The second piece of advice is that you consider an exit strategy and avoid mission creep, to use the military vernacular. An exit strategy means you have a clear escape when the time comes. Don’t be one of those old curmudgeons who believes they know everything and that their word is as if it had been handed down by the gods. Know when to leave education. Failing to do so will result in some serious problems, especially for students. Students suffer when teachers have become dead in the eyes, dancing on the pole only to collect that paycheck.

My third piece of advice deals with those Ivory Tower mofos we all know and hate. They’re worshipped, despised, and, of course, read and taken far too seriously: The pedagogical theorists. I have to stay up-to-date when it comes to teaching development, especially when it comes to pedagogy, although I despise most pedagogical theorists because they’ve never actuallytaught in overcrowded classrooms, with odd state-mandated curricula. These same assholes are the ones who say to like everything, to be flexible, and to ignore fundamentals like grammar, spelling, punctuation, and mechanics. What’s my advice concerning these individuals and their work? Take it all with a grain of salt. Develop your own pedagogical theories based on your experiences in the classroom. If you’re any good at writing, consider sending out an article or two to help out your fellows in teaching. Real pedagogy comes from praxis. The theoretical garbage is just that, garbage.
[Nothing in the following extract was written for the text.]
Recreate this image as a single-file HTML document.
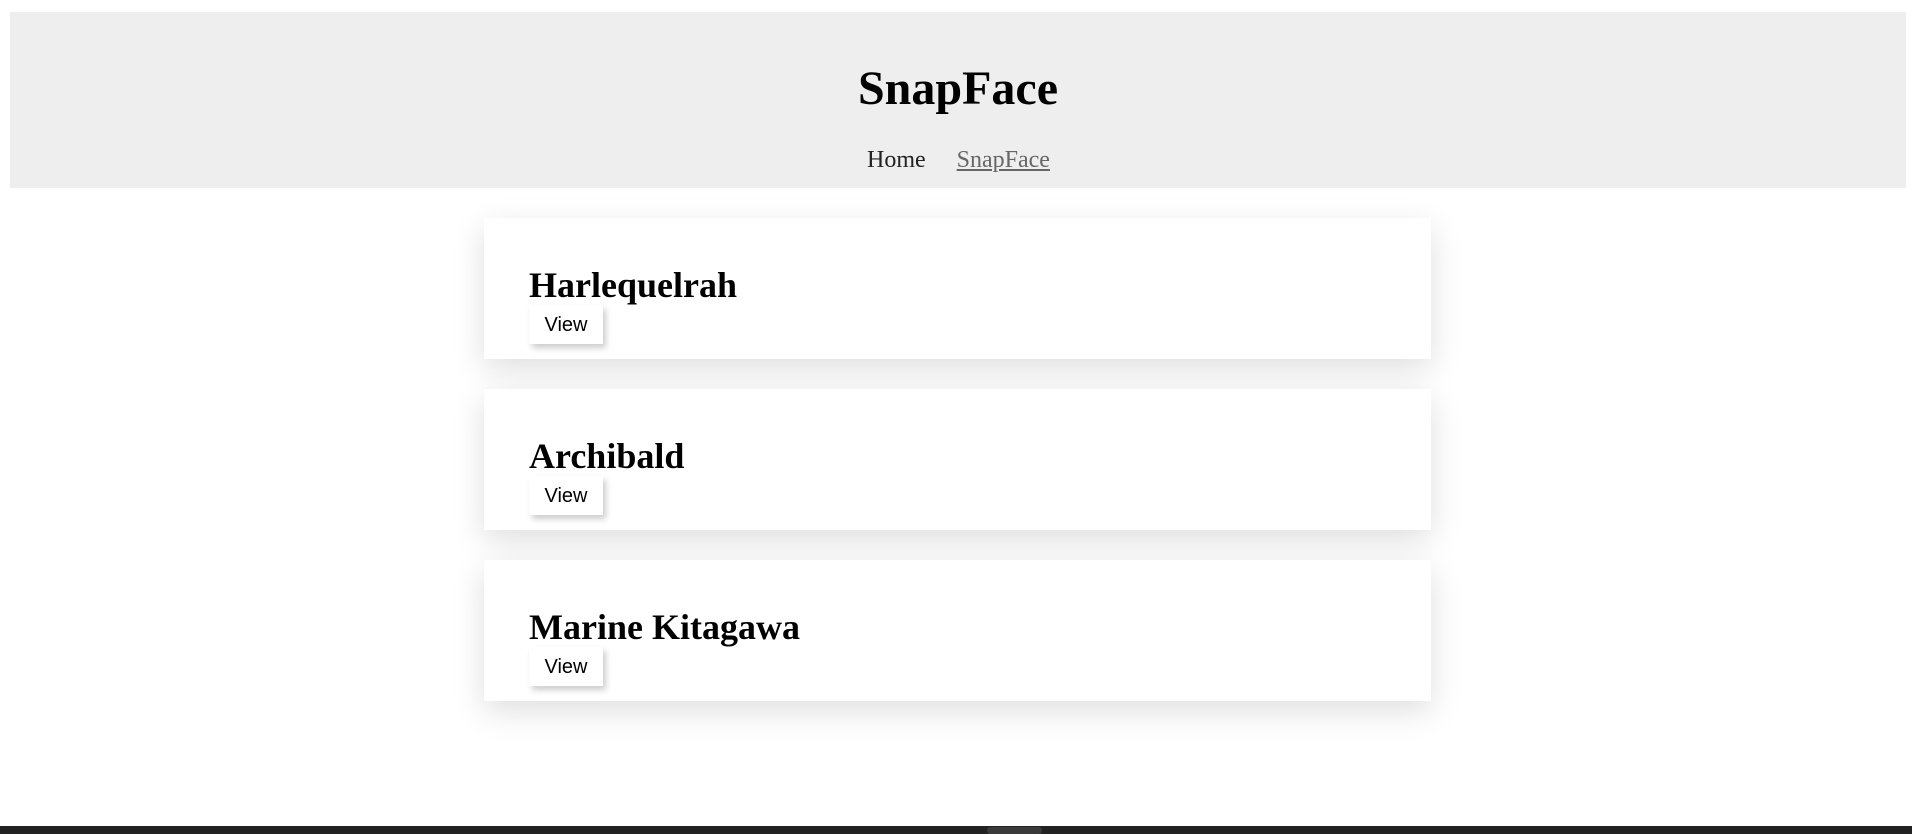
<!DOCTYPE html>
<html><head><meta charset="utf-8"><style>
html,body{margin:0;padding:0;background:#fff;width:1912px;height:834px;overflow:hidden;position:relative;font-family:"Liberation Serif",serif}
.hdr{position:absolute;left:10px;top:12px;width:1896px;height:176px;background:#eee}
.t{position:absolute;left:2px;width:1912px;text-align:center;top:59px;font-size:48px;font-weight:bold;line-height:60px;margin:0;color:#000}
.nav{position:absolute;left:867px;top:146px;font-size:24px;line-height:28px;color:#222}
.nav span{margin-right:31px}
.nav a{color:#666;text-decoration:underline}
.card{position:absolute;left:484px;width:947px;height:141px;background:#fff;box-shadow:0 10px 30px rgba(0,0,0,0.13)}
.card h2{position:absolute;left:45px;top:46px;margin:0;font-size:36px;line-height:42px;font-weight:bold}
.btn{position:absolute;left:45px;top:87px;width:74px;height:39px;background:#fff;box-shadow:3px 4px 6px rgba(0,0,0,0.2);font-family:"Liberation Sans",sans-serif;font-size:20px;line-height:41px;text-align:center}
.foot{position:absolute;left:0;top:826px;width:1912px;height:8px;background:#222}
.foot div{position:absolute;left:987px;top:1px;width:55px;height:7px;background:#3a3a3a;border-radius:3px}
</style></head><body>
<div class="hdr"></div>
<h1 class="t">SnapFace</h1>
<div class="nav"><span>Home</span><a>SnapFace</a></div>
<div class="card" style="top:218px"><h2>Harlequelrah</h2><div class="btn">View</div></div>
<div class="card" style="top:389px"><h2>Archibald</h2><div class="btn">View</div></div>
<div class="card" style="top:560px"><h2>Marine Kitagawa</h2><div class="btn">View</div></div>
<div class="foot"><div></div></div>
</body></html>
It should be shelved away with outdated ideas like astrology, numerology, and bloodletting. Anyways, I digress.

Most people think of the following phrase when it comes to teaching: those who don’t, teach, and those who can’t teach, teach gym [i.e., health and physical education at the collegiate level in New Mexico]. The stereotypes, the clichés, and the euphemisms don’t stop there. Teaching is often assumed to be an easy job, because you supposedly get the summers off. (Not always the case, folks, especially if you’re a junior faculty member, trying to get a promotion. Teaching in the summers means you’re doing a good deal of brown-nosing with folks in administration, who happen to be the same individuals signing off on your promotion paperwork after it gets finished with the committee in charge of such things.) On top of that, there’s a wonderful misconception about pay. Yeah, the pay ain’t bad, but I wouldn’t sprinkle sugar on this bullshit and call it candy, folks. A turd’s a turd, no matter how much sugar you sprinkle on top of it. Again, I digress. Then there are the long hours, including office hours no one, and I mean no one, shows up to, and the occasional soul-crushing meeting following by a shit-ton of needless paperwork. Whoever thought the twenty-first-century would be devoid of paperwork never worked in higher education.

For those reading this, you might think that I hate my current career plan. That just isn’t the case, folks. Instead, I am a realist. I know everyone has to do what they in the Navy call a shit detail, in order to get anywhere. That means you have to put on your muckers (i.e., knee-high boots) on and start shoveling the shit and mud. Eventually, ever so slowly, you find yourself in a position where you can support yourself and your passions — and hopefully the stable is clean by then.

I am reminded of a recent interview with Andy Weir, the writer of The Martian, who said, and I am paraphrasing liberally here, folks, that he never put himself in financial danger by pursuing his passion for writing. Like most of us, he took on the shit details, wrote on the side, and decided he wasn’t going to give in. He’s a successful writer now, but things weren’t always so certain for him.

Writers, myself included, need a dose of reality. We have to work in order to support ourselves — that is, have food, shelter, a social life, a vehicle or money for public transport, etc. Writing only supports a small percentage of writers, and this has always been the case. In fact, in a thesis course I am currently taking for my MFA, we were talking about supporting our writing, using an article by Kameron Hurley as the conversation starter. The article is depressing as hell, but it’s definitely something we all need to see. We need to know that the grass isn’t always greener on the other side, and, more importantly, that writing is a zero-sum game, with shrinking real estate and sinking profit margins. Yes, we read more now than we ever have, but there is just so much more noise out there, that it is harder to get noticed, even if you are a good writer.

Teaching, despite all of the shit-talking above, really does afford individuals a great deal of autonomy over their free time, if they are smart and budget their time according to personal and professional needs. I utilize office hours as grading time. This accounts for about ten to twelve hours per week, depending on the week. The time I have repurposed allows me to go home and relax. Moreover, it allows me to go home and write. Writing time is precious to me, and I try to allot at least six to twelve hours per week to writing, on a good week. I also like to use free time to spend quality time with my dog and my wife. Both of these lovelies don’t see me much, so I have to spend time with them. This usually takes up about an hour to two hours per night, which isn’t all that bad. If I don’t get to spend that much time with them, I usually carve out time during the weekends. Weekends are a great way to make up for lost writing time as well. Overall, flexibility is key here, and, I think, having control over the flexibility of one’s hours allows you to, again, have agency when it comes to pursuing your writing passions.

What’s my final piece of advice? Don’t quit your day job. It may allow you to have a better writing schedule and more free time once you’ve gotten a hold of the ropes. Moreover, the day job will likely impress future employers, who look at your C.V. or resume, when you are applying to the dream job. Writing is a passion, a calling, don’t let anything get in your way. However, don’t face starvation, homelessness, and the like in order to realize your dreams of being a writer. Instead, go out and get a job that provides you with enough fodder to sustain your writing well into the future.